Depressão - Getty Images - Getty Images
Alice era humilhada psicologicamente pelo namorado e ficou sem nada ao ser demitida por justa causa
Imagem: Getty Images
"Não me arrependo de ter sido prostituta, mas sim, de ter vivido um relacionamento abusivo com meu ex"

"Sou formada em administração de empresas, tenho experiência em gestão tributária e trabalhei 12 anos prestando consultoria para farmacêuticas. Nessa época, tomei um golpe financeiro do cara que eu amava. Fiquei sem dinheiro e fui demitida por justa causa. Durante uma conversa pela internet, recebi a proposta de um 'olheiro' para virar acompanhante de luxo. Estava desempregada já fazia três meses e não queria voltar para a casa da minha mãe, no interior. O dinheiro era bom e decidi fazer o famoso 'book rosa'.

Fui adicionada em um grupo restrito de executivos do Facebook, que tinham entre 35 a 56 anos. Não tinha um cafetão por trás. Meus clientes vinham por indicação. Nunca saí com ninguém que não quisesse. Eu ficava impressionada com a beleza de alguns dos rapazes; eram do tipo que ficaria na balada.

Tinha uma agenda com cerca de 25 clientes, não saía com ninguém por menos de R$ 500 e também não atendia mais de um homem por dia. Não impunha limite de horas, mas cobrava a mais, em caso de pernoite. 'Tinha um namorado' por dia. Saía pra jantar, almoçar, e às vezes só ficava no quarto de motel. Meu primeiro cliente foi um professor de faculdade. Ele era casado. A gente passava a tarde no quarto do motel, com ele tocando violão e cantando. 

Além de executivos, atendia delegados, agentes da Polícia Federal e alguns pastores de igrejas evangélicas. O que eles mais queriam era fazer sexo anal. Mas também buscavam uma psicóloga, alguém para ouvi-los. Faturava cerca de R$ 3 mil por semana. Reformei toda a casa da minha mãe, comprei meu carro e guardei dinheiro.
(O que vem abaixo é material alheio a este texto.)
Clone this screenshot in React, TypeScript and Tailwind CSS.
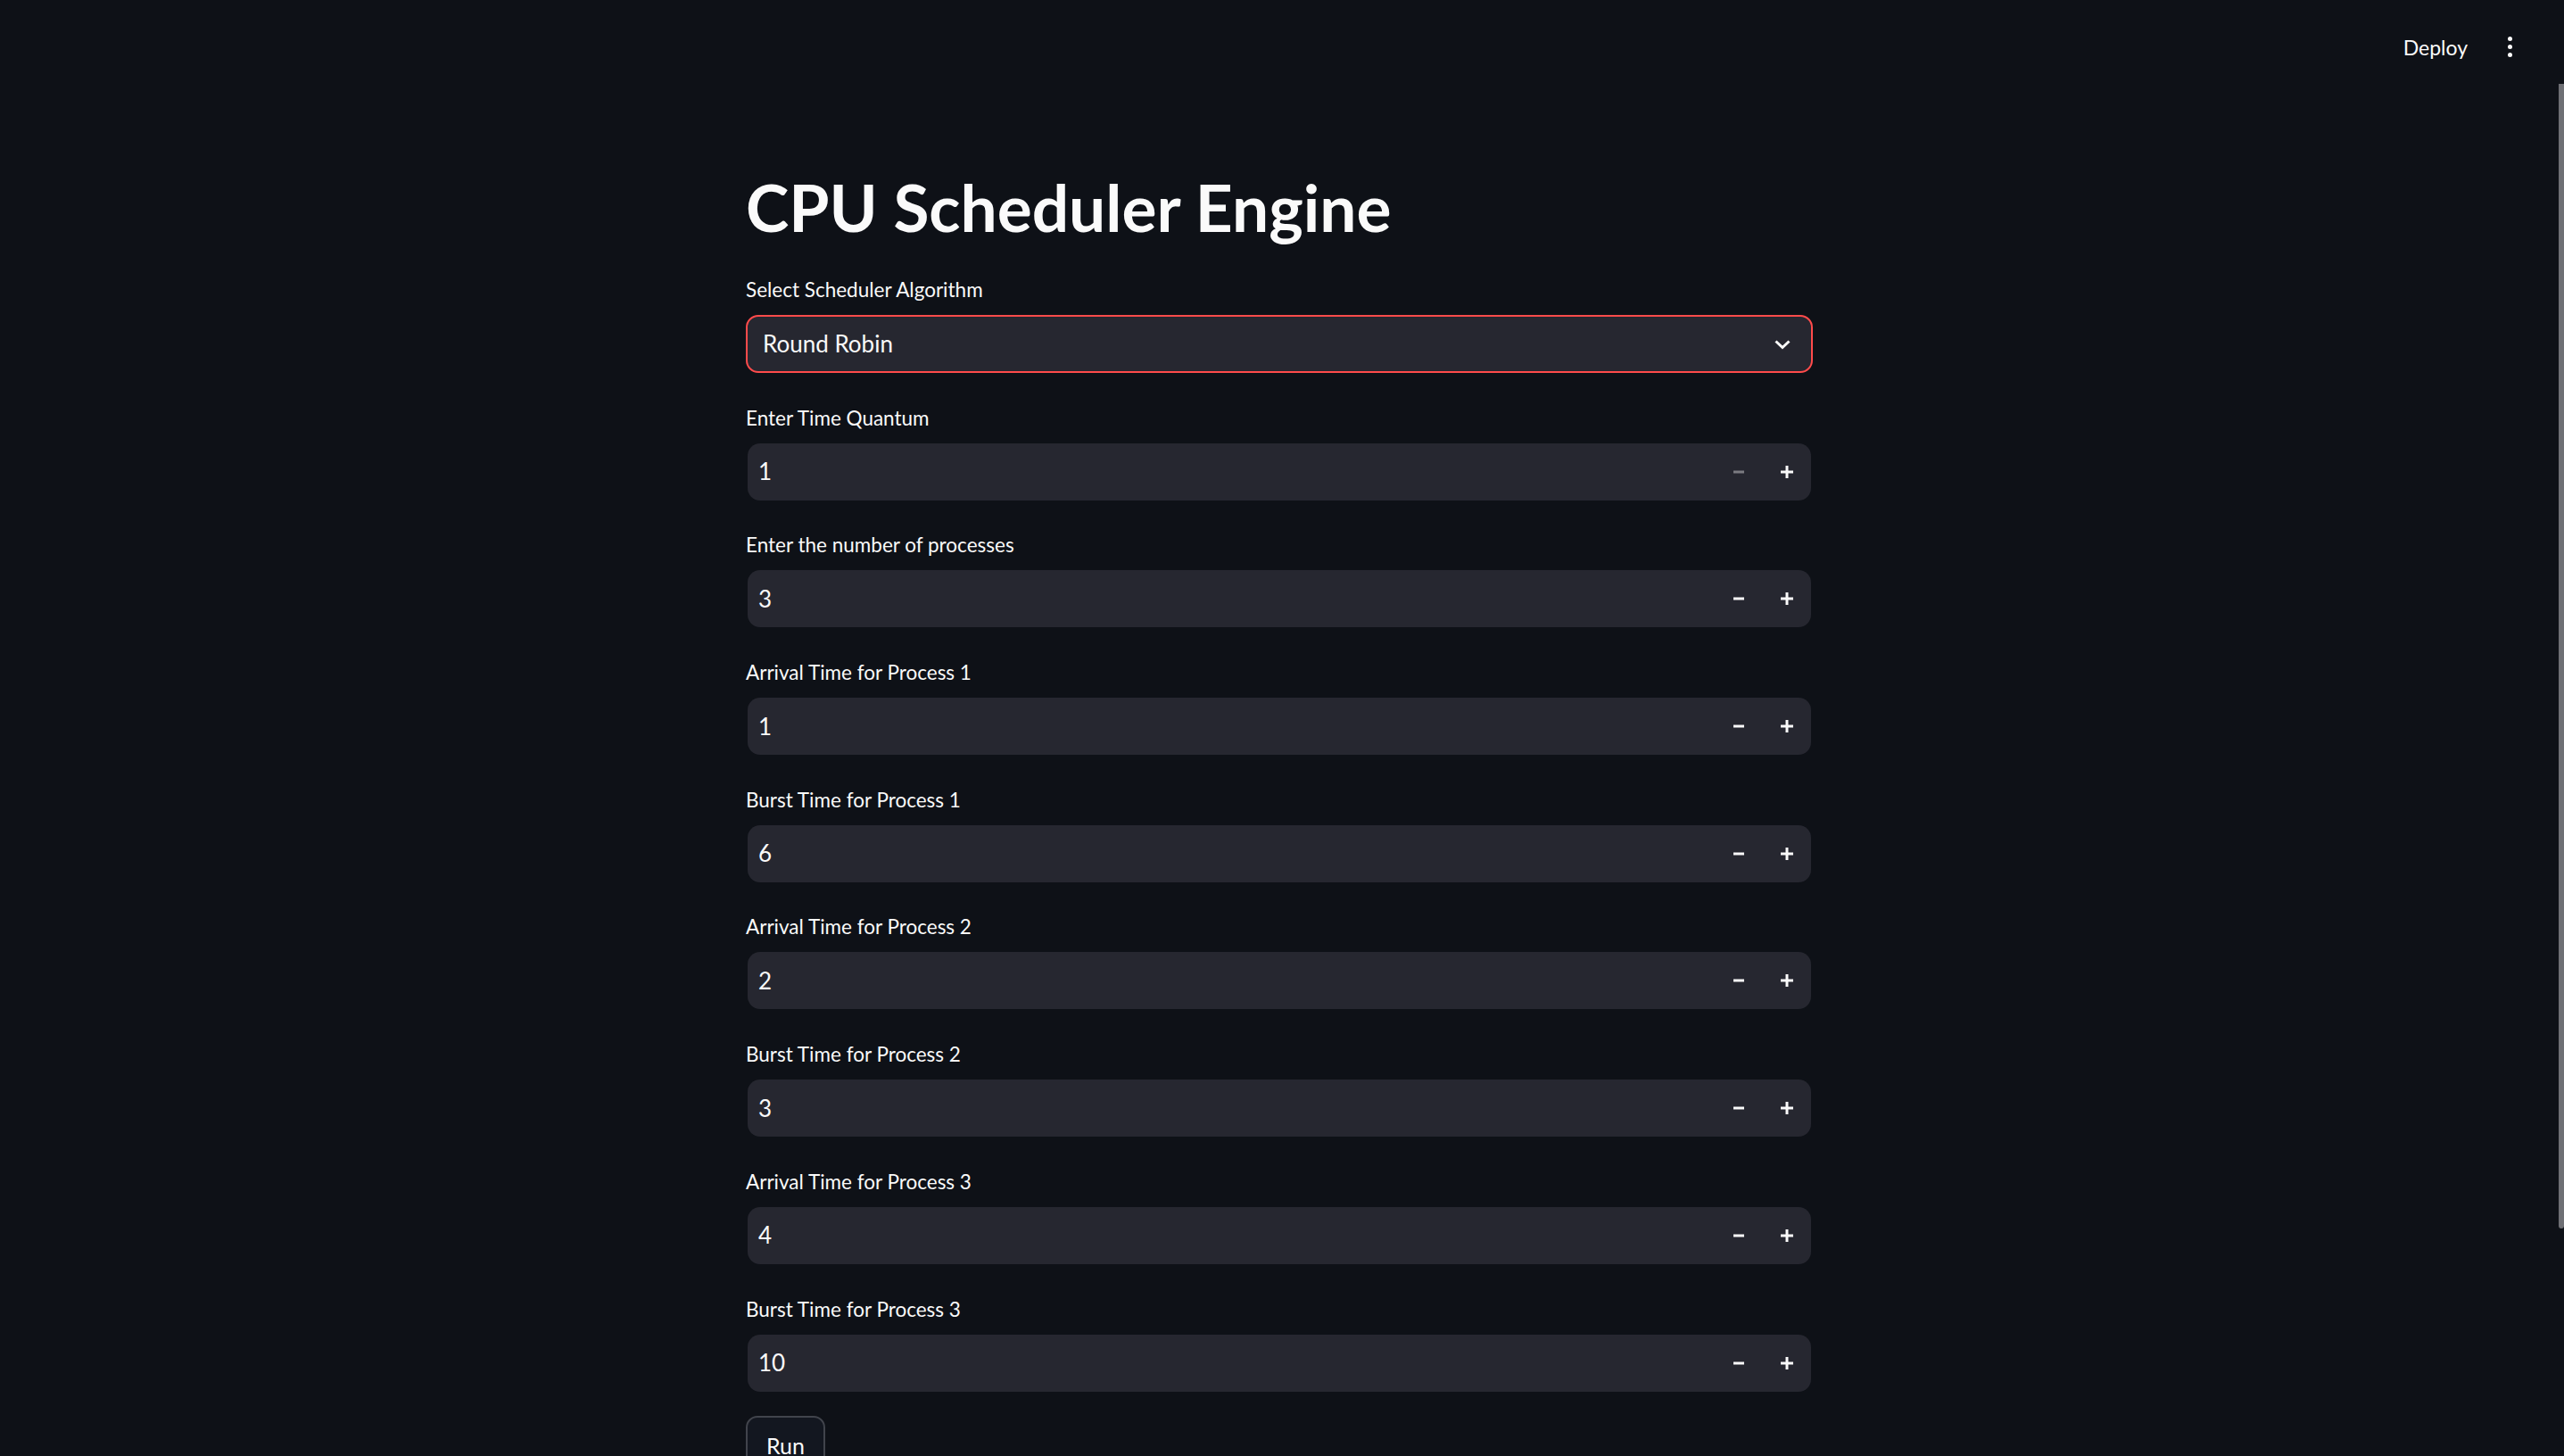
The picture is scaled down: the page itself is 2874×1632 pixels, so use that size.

Fiz programa durante oito meses. Nessa época, comecei a conversar pelo Face com um dos executivos do grupo. Uma noite, ele marcou um encontro comigo. Fomos jantar num restaurante japonês e depois passamos a noite juntos. Não consegui cobrar dele. Foi muito louco, porque a gente começou a se ver direto e virou namoro. Tinha dia que eu chegava em casa e ele estava lá, deitado na minha cama. Em um mês e meio, ele se mudou para minha casa. Engravidei muito rápido. A gente casou e hoje tenho uma vida de 'bela, recatada e do lar' [risos]. Sou feliz. Preenchi os vazios que eu tinha. A família dele é japonesa e muito tradicional. Minha sogra, que não sabe que eu era garota de programa, me ama de paixão. 

Nunca achei que fosse encontrar o amor da minha vida fazendo programas. Sempre foi sexo e dinheiro. Fora minha terapeuta, só eu e meu marido sabemos dessa história, que apesar de tudo, acho tão bonita. Não me arrependo de ter sido garota de programa. Me arrependo, sim, de ter vivido aquele relacionamento anterior. Sofri abusos psicológicos com ele e, por causa desse babaca, perdi até o meu emprego."

*O nome foi trocado para preservar a identidade da entrevistada.